Zelenskyy criticized the 15-nation group tasked with maintaining international peace for failing to "secure security." Russia, which is a permanent member of the council, has exercised its veto to block UN action to stop and condemn Putin's attack on Ukraine.
"The entire system of providing security in the post World War II era has basically collapsed," Kotsyuba said. "Several members have actually been themselves the perpetrators of violence and had used the instrument of the Security Council to block any possible action against themselves. And so the real the real challenge here is what to do with such a tool, such an organization that does not fulfill its mission anymore."
Calderon agreed with Kotsyuba, adding that some could argue that the body never worked, and was merely a means of maintaining basic arrangements. The latest developments out of Ukraine sheds light on the "increasing irrelevance," of the Security Council, Calderon said, and the willingness of its members to continue to overlook security concerns in pursuit of their own goals.

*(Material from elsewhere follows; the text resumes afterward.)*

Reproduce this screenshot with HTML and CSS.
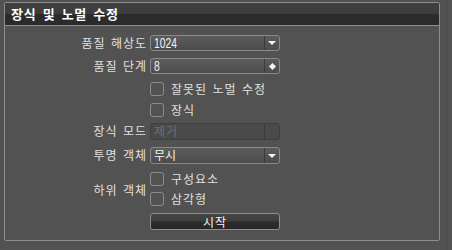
FILE: index.html
```html
<!DOCTYPE html>
<html lang="ko">
<head>
    <meta charset="UTF-8">
    <title>장식 및 노멀 수정</title>
    <link rel="stylesheet" href="styles.css">
</head>
<body>
    <div class="panel">
        <div class="panel-header">장식 및 노멀 수정</div>

        <!-- Options -->
        <div class="form">
            <div class="label">품질 해상도</div>
            <div class="select">
                <span class="select-value"><span class="num">1024</span></span>
                <span class="select-btn"><span class="arrow"></span></span>
            </div>

            <div class="label">품질 단계</div>
            <div class="select">
                <span class="select-value"><span class="num">8</span></span>
                <span class="select-btn"><span class="diamond"></span></span>
            </div>

            <div class="label"></div>
            <label class="check"><span class="box"></span>잘못된 노멀 수정</label>

            <div class="label"></div>
            <label class="check"><span class="box"></span>장식</label>

            <div class="label">장식 모드</div>
            <div class="select select-disabled">
                <span class="select-value">제거</span>
                <span class="select-btn"></span>
            </div>

            <div class="label">투명 객체</div>
            <div class="select select-tall">
                <span class="select-value">무시</span>
                <span class="select-btn"><span class="arrow"></span></span>
            </div>

            <div class="label label-sub">하위 객체</div>
            <label class="check"><span class="box"></span>구성요소</label>
            <label class="check"><span class="box"></span>삼각형</label>

            <div class="label"></div>
            <button class="btn" type="button">시작</button>
        </div>
    </div>
    <div class="edge"></div>
</body>
</html>
```

FILE: styles.css
```css
body {
    margin: 0;
    background-color: #525252;
    font-family: "Noto Sans CJK KR", "Noto Sans", sans-serif;
    font-size: 12px;
    letter-spacing: 1px;
    word-spacing: 1px;
    color: #e0e0e0;
}

.panel {
    position: absolute;
    left: 4px;
    top: 2px;
    width: 434px;
    height: 237px;
    border: 1px solid #8e8e8e;
    border-radius: 2px;
}

.edge {
    position: absolute;
    left: 446px;
    top: 0;
    width: 1px;
    height: 250px;
    background-color: #4a4a4a;
}

.panel-header {
    height: 22px;
    line-height: 22px;
    padding-left: 6px;
    border-bottom: 1px solid #8e8e8e;
    background: linear-gradient(#404040 0, #3c3c3c 50%, #2b2b2b 50%, #2b2b2b 100%);
    color: #ffffff;
    font-size: 13px;
    font-weight: bold;
    letter-spacing: 0.7px;
    word-spacing: 2px;
}

.form {
    display: grid;
    grid-template-columns: 142px 130px;
    grid-template-rows: 23px 24px 21px 20px 24px 25px 20px 21px 17px;
    column-gap: 3px;
    align-items: start;
    padding-top: 9px;
}

.label {
    text-align: right;
    line-height: 16px;
    height: 16px;
}

.label-sub {
    grid-row: span 2;
    margin-top: 10px;
}

.select {
    display: flex;
    height: 14px;
    border: 1px solid #8a8a8a;
    border-radius: 3px;
    background: linear-gradient(#5c5c5c, #4c4c4c);
    color: #f2f2f2;
}

.select-tall {
    height: 15px;
}

.select-value {
    flex: 1;
    padding-left: 3px;
    line-height: 14px;
    letter-spacing: 0;
}

.num {
    display: inline-block;
    font-family: "Liberation Sans", sans-serif;
    font-size: 14px;
    transform: scaleX(0.74);
    transform-origin: left center;
}

.select-btn {
    width: 14px;
    border-left: 1px solid #3a3a3a;
    display: flex;
    align-items: center;
    justify-content: center;
}

.arrow {
    width: 0;
    height: 0;
    border-left: 4px solid transparent;
    border-right: 4px solid transparent;
    border-top: 4px solid #f4f4f4;
}

.diamond {
    width: 5px;
    height: 5px;
    background-color: #f4f4f4;
    transform: rotate(45deg);
}

.select-disabled {
    height: 15px;
    border-color: #3e3e3e;
    background: #4a4a4a;
    color: #707070;
}

.select-disabled .select-value {
    letter-spacing: 1px;
}

.check {
    display: flex;
    align-items: center;
    gap: 7px;
    height: 14px;
    line-height: 14px;
}

.box {
    width: 12px;
    height: 12px;
    border: 1px solid #8c8c8c;
    border-radius: 3px;
}

.btn {
    height: 17px;
    padding: 0;
    border: 1px solid #8e8e8e;
    border-radius: 3px;
    background: linear-gradient(#444444 0, #3e3e3e 45%, #2c2c2c 55%, #262626 100%);
    color: #f4f4f4;
    font-family: "Noto Sans CJK KR", "Noto Sans", sans-serif;
    font-size: 12px;
    letter-spacing: 1px;
    line-height: 15px;
}
```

"The Security Council hasn't been working for decades," Calderon said. "I don't think this is going to change the Security Council at all. I don't think there's an appetite from the permanent members of Security Council to change their arrangement, because why would there be? This isn't the first time that one of the permanent members has blocked the Security Council with their own means and to pursue their own agenda. It won't be the last."
The only option available, Calderon said, is to continue to support Ukrainian.